Sunday, December 9

Onyenwere, Burke shine in early games of women’s basketball season


Sophomore forward Michaela Onyenwere is averaging the second-most points for UCLA women's basketball at 13.1 points per game. Onyenwere was named College Sports Madness Player of the Week last week. (Elise Tsai/Daily Bruin)

Sophomore forward Michaela Onyenwere is averaging the second-most points for UCLA women's basketball at 13.1 points per game. Onyenwere was named College Sports Madness Player of the Week last week. (Elise Tsai/Daily Bruin)


Despite a losing record seven games into the season, two women’s basketball players reached career highs over the past two weeks.

Sophomore forward Michaela Onyenwere was awarded College Sports Madness National Player of the Week after shooting a combined 18-of-28 and 20 combined rebounds in UCLA women’s basketball’s (3-4) wins over Georgia and Seton Hall. Senior guard Kennedy Burke earned Paradise Jam All-Tournament honors after accumulating 55 points and 19 rebounds over the three games.

Coach Cori Close said Onyenwere’s play provides UCLA with a strong foundation for success in the latter portion of the season.

“(Onyenwere’s performance) tells you we are really hopeful for our future,” Close said. “We’re building a house for Pac-12 (games) and for March, and because of players like (Onyenwere), I’m able to have a very hopeful heart.”

In St. Thomas, the Bruins witnessed their lowest point total in a quarter this season with seven and their two worst shooting nights – 26.2 percent against North Carolina and 27.5 percent against South Florida.

However, performances like Onyenwere’s against Kentucky leaves Close optimistic that the team will turn things around.

“Even though it’s not clicking right now, when you have anchors of character and talent like (Onyenwere), you’re confident that it’ll click eventually,” Close said.

Onyenwere bested her career high in points that she set earlier in the season against Georgia with a 28-point outing in the Kentucky overtime loss.

The forward logged a combined 10-of-11 to total 22 points in the fourth quarters of the games against Georgia and Kentucky.

“Scoring points, I think that’s what I try to focus on to help my team out the most,” Onyenwere said. “Doing my part brought a bit of momentum towards the end of those games.”

Burke was UCLA’s leading scorer in the game against North Carolina, posting a season-high of 21 points and three shots from behind arc.

In the Virgin Islands, Burke led the Bruins with an average of 18.3 points and 6.3 rebounds.

Burke currently leads the team with an average of 15.3 points per game, but she said her offense is not the facet of her game she seeks to highlight most.

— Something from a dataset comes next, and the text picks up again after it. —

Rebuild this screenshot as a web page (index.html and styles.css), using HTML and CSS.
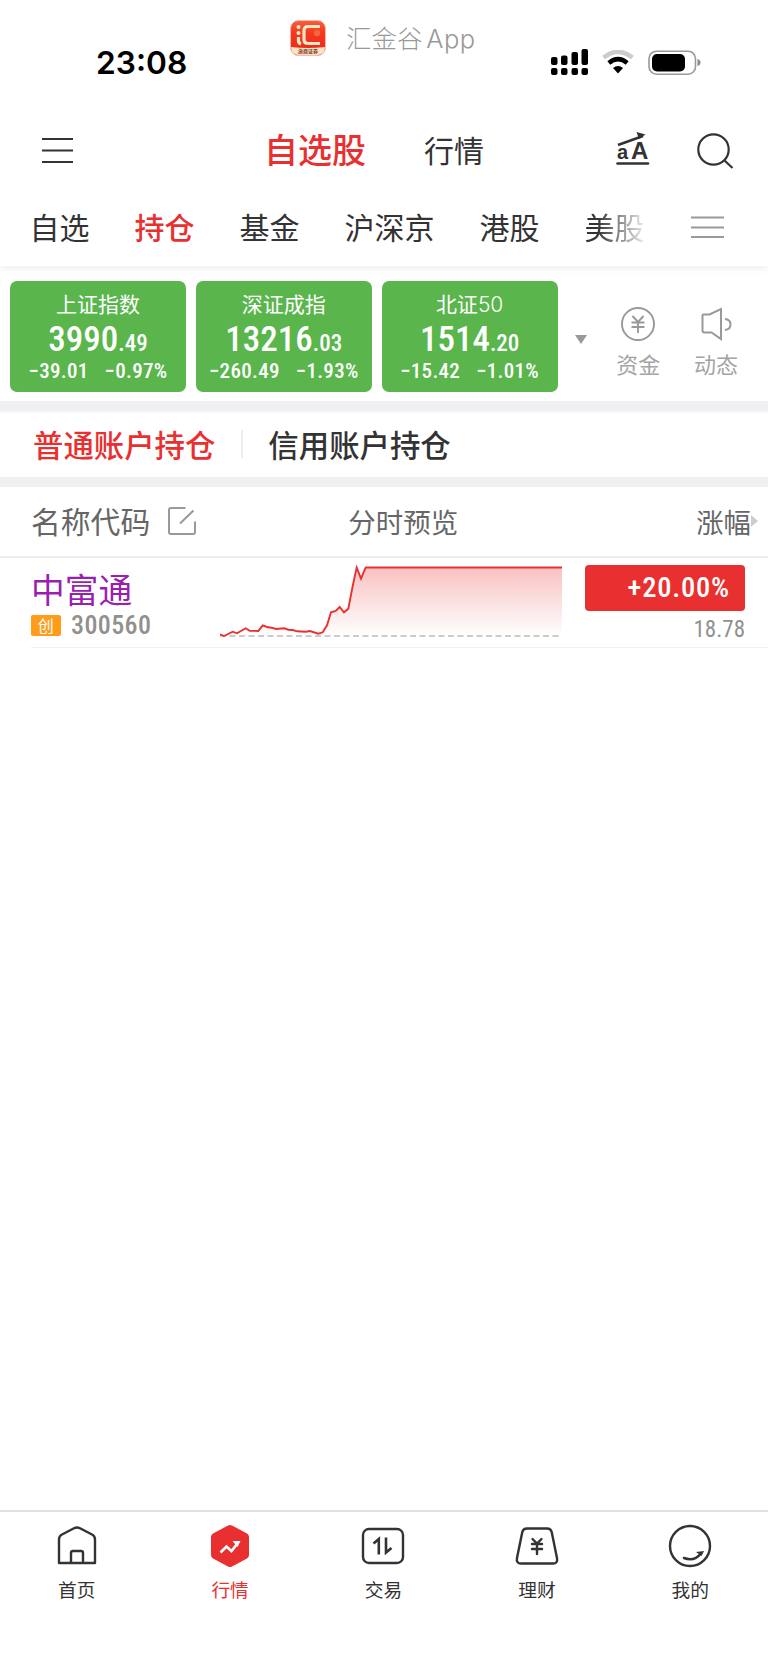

“I want to be known as a good defender and not just a scorer,” Burke said. “Whatever Close wanted me to do, I was able to score when my team needed me, crash the boards when some of our players were in foul trouble and just playing solid defense.”

In game two of the Paradise Jam, Burke reached 100 career blocks – a feat accomplished by only four other Bruins.

“From her steals to her rebounds, to her points, she’s been affecting the game in so many areas,” Close said. “She’s catching the attention of WNBA scouts as a result.”

Although disappointed by the three-game losing streak, Close said she can look at Burke’s performance as a positive takeaway from the tournament.

“I’m really proud,” Close said. “It’s actually one of the silver linings to the weekend – (Burke’s) growth and consistency.”

Close said the past five games have given her insight on how to structure the offense around the Bruins’ two leading scorers.

“I’ve learned some things that have forced me to make adjustments so that we’re in a better position offensively,” Close said. “We’re going to play through the middle of the floor with (Burke) and (Onyenwere).”